The Majestic Theatre was listed on the Queensland Heritage Register on 5 February 2009 having satisfied the following criteria.
The place is important in demonstrating the evolution or pattern of Queensland's history.
The Majestic Theatre in Pomona, a venue that has shown films continuously since 1921, is important in demonstrating the development of picture theatres in Queensland and the part that picture-going played in the life of rural Queenslanders from the 1920s to the 1950s. The Majestic Theatre, constructed as the Majestic Hall and modified in the 1930s to show "talkies", also demonstrates the evolution of film exhibition venues in Queensland, whereby community halls were often used to show pictures, prior to converting the hall into a picture theatre, or constructing a purpose-built cinema. In addition, it demonstrates the practice of independent film exhibition by owner-operators in rural Queensland towns.
The place demonstrates rare, uncommon or endangered aspects of Queensland's cultural heritage.
The Majestic theatre is rare as one of the few pre-World War II picture theatres remaining in Queensland that have not been demolished or adapted to other uses. It is also Queensland's longest continuously operating picture theatre.
The place is important in demonstrating the principal characteristics of a particular class of cultural places.
Although the Majestic Theatre was recently refurbished, its floor plan and design still illustrates the characteristics of a small rural picture theatre that has been adapted from a local hall. These characteristics include the hall's original retail spaces and the supper room section on the southeast elevation.

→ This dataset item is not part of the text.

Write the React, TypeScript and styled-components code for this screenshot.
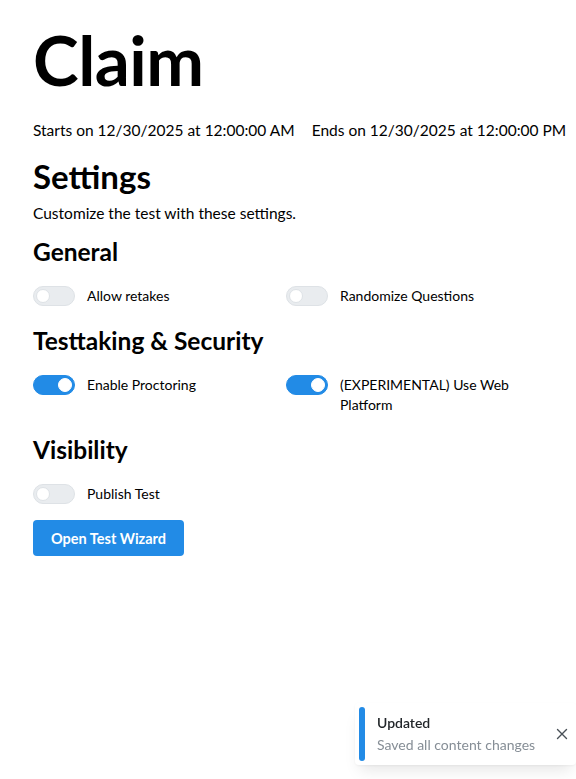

The installation of a bio-box and gallery was also a typical means of converting a hall into a picture theatre.
The place has a strong or special association with a particular community or cultural group for social, cultural or spiritual reasons.
Over the last 20 years the Majestic Theatre has developed a following of silent film enthusiasts, and its popularity ensured that the theatre's refurbishment during 2006-2007 received financial support from private individuals and businesses as well as from the Local, State, and Federal governments.